OUT OF THE DITCH- A TRUE STORY OF AN EX-SLAVE BY  J. VANCE LEWIS
HOUSTON, TEXAS Rein & Sons Co., Printers  1910

The Negroes as a whole, though, were overjoyed and from everywhere on the plantation there arose slave songs. Now we heard the words, "Oh, shout, you children, shout, you are free; God knows we are happy, for the Lord has gin us liberty." And from a crowd of young fellows already misinterpreting their freedom, the following chorus--


                         "Before I'd be a slave, I'd be buried in my grave,
                         And go home to my Father and be saved."

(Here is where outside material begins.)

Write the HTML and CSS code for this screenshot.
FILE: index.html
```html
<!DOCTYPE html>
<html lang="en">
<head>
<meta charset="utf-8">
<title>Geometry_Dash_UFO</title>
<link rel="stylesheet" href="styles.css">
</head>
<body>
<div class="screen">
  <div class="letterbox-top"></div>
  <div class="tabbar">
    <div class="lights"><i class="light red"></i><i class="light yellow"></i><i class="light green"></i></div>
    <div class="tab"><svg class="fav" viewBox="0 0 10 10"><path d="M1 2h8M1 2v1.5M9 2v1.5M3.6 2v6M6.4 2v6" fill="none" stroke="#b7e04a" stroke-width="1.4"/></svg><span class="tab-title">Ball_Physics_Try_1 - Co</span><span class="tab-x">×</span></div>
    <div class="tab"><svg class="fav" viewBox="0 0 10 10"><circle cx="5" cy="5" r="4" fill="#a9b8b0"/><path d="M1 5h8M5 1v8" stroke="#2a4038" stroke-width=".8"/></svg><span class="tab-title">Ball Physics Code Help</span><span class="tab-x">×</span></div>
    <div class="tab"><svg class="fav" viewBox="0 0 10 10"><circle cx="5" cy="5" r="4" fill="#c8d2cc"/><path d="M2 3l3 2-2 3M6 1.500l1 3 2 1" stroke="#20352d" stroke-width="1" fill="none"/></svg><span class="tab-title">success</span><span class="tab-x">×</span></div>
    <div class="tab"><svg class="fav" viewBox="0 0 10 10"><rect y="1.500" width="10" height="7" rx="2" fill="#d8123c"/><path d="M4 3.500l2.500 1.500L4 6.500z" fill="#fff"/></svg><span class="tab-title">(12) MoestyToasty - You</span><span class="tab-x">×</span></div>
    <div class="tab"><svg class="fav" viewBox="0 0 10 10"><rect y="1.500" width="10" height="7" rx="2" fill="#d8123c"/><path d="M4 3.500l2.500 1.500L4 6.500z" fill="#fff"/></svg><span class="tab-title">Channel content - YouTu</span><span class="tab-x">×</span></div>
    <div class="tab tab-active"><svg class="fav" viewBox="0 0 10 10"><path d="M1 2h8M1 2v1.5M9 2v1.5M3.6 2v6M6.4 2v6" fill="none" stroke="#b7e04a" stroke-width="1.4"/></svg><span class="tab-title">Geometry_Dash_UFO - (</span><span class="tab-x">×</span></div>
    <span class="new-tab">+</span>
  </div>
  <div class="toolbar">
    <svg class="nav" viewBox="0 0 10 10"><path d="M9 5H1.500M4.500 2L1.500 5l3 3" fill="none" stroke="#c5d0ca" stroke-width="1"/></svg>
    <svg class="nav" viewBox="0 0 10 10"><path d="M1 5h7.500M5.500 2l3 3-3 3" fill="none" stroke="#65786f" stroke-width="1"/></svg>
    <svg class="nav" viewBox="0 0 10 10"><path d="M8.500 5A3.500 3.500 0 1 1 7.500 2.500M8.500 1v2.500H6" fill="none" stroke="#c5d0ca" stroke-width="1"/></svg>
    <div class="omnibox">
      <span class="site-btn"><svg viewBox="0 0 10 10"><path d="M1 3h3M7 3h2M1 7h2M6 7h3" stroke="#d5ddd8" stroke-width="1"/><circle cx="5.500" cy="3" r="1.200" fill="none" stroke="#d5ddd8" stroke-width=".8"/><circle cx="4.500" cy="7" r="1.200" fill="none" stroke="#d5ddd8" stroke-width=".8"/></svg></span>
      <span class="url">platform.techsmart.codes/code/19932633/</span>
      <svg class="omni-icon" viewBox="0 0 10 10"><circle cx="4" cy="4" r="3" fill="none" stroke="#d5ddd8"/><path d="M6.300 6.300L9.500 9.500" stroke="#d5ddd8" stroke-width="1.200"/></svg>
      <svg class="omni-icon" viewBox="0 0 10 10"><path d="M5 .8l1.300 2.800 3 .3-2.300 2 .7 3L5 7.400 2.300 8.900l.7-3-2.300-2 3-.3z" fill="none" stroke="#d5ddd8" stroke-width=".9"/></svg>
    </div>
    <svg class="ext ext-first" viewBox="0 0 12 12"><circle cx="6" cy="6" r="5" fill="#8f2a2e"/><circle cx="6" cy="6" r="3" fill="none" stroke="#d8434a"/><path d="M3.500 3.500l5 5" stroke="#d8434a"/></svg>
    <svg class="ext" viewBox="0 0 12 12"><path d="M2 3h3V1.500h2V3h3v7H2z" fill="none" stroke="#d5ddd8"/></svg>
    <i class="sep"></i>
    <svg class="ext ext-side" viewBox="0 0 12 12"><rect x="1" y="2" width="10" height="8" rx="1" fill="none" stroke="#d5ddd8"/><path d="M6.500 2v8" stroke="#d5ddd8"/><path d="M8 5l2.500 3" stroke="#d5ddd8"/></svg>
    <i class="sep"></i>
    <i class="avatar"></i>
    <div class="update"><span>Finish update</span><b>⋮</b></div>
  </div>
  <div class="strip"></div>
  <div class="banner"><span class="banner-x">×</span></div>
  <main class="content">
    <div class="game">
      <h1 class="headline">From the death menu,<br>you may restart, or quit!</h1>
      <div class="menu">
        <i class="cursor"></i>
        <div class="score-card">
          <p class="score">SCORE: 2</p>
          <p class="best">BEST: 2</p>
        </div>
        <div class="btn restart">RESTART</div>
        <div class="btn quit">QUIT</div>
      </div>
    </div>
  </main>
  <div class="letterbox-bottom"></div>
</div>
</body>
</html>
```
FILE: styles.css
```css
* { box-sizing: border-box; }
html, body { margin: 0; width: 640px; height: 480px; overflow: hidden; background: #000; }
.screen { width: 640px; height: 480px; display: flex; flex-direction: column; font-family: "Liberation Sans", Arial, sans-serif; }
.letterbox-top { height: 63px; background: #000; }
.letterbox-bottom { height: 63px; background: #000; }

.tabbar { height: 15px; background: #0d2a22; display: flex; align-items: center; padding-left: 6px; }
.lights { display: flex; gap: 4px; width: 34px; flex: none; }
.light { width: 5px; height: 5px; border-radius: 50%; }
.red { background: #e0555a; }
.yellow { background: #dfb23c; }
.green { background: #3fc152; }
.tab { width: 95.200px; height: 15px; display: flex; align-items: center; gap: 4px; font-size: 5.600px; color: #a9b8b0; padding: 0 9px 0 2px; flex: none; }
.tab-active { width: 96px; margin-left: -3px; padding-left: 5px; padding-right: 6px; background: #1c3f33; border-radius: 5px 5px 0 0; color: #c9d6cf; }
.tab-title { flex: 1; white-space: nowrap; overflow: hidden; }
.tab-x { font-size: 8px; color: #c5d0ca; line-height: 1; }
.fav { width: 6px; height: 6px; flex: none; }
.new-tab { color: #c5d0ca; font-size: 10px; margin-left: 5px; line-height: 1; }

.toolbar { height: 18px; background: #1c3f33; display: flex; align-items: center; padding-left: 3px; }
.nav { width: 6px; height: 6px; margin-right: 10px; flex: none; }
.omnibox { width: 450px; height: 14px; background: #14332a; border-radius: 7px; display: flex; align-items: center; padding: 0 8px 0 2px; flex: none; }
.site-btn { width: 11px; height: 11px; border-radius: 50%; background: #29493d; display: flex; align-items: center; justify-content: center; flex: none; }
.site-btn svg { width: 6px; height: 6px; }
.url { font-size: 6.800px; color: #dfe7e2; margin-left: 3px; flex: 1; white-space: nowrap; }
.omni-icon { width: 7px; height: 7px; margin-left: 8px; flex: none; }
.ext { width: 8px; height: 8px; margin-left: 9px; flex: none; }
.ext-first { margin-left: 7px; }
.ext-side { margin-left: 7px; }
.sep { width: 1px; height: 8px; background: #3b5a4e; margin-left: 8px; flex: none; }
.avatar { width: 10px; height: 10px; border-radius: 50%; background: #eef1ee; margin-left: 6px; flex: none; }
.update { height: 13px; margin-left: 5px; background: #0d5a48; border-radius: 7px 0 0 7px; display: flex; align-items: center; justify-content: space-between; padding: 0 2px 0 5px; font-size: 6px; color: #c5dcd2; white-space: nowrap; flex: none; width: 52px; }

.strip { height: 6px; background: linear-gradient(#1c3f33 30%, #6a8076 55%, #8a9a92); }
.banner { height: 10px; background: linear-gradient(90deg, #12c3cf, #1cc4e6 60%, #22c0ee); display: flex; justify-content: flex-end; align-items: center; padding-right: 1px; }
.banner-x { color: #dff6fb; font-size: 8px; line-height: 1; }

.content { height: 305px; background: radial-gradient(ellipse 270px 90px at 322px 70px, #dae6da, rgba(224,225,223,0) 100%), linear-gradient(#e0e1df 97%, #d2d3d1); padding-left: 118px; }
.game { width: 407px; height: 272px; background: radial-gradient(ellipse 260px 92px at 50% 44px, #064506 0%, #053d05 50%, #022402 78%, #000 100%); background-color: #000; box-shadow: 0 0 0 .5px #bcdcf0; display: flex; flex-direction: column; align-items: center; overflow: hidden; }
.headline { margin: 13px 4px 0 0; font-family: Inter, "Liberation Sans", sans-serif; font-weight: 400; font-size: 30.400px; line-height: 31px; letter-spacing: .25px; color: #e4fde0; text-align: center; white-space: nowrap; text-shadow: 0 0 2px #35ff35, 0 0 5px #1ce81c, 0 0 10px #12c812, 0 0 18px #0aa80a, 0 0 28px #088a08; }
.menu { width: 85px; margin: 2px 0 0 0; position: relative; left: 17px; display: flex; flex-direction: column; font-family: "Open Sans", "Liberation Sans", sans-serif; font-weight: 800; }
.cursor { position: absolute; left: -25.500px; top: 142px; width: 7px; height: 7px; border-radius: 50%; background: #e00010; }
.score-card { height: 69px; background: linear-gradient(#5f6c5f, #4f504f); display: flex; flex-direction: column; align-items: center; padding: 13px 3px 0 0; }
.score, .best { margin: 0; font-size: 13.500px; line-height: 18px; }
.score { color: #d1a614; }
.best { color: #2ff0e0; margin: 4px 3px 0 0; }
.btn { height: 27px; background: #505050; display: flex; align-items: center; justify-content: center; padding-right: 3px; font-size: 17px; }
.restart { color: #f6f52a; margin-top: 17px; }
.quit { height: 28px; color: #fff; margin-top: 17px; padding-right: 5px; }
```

         Then a bold miscreant would sing, in a rich baritone voice the words of the verses--

                         (1) "Weeping Mary, Weeping Mary, Weeping Mary,
                         Weep no more, Weep no more, Weep no more."


CHORUS:             "Before I'd be a slave, I'd be buried in my grave,
                         And go home to my Father and be saved."

                         (2) "Doubting Thomas, Doubting Thomas, Doubting Thomas,
                         Doubt no more, Doubt no more, Doubt no more."


CHORUS:           "Before I'd be a slave, I'd be buried in my grave,
                         And go home to my Father and be saved."

                         (3) "Great Jehovah, Great Jehovah, Great Jehovah,
                         Over all, Over all, Over all."

CHORUS:            "Before I'd be a slave, I'd be buried in my grave,
                         And go home to my Father and be saved."

                         (4) "Holy Bible, Holy Bible, Holy Bible,
                         Book Divine, Book Divine, Book Divine."


CHORUS:            "Before I'd be a slave, I'd be buried in my grave,
                         And go home to my Father and be saved."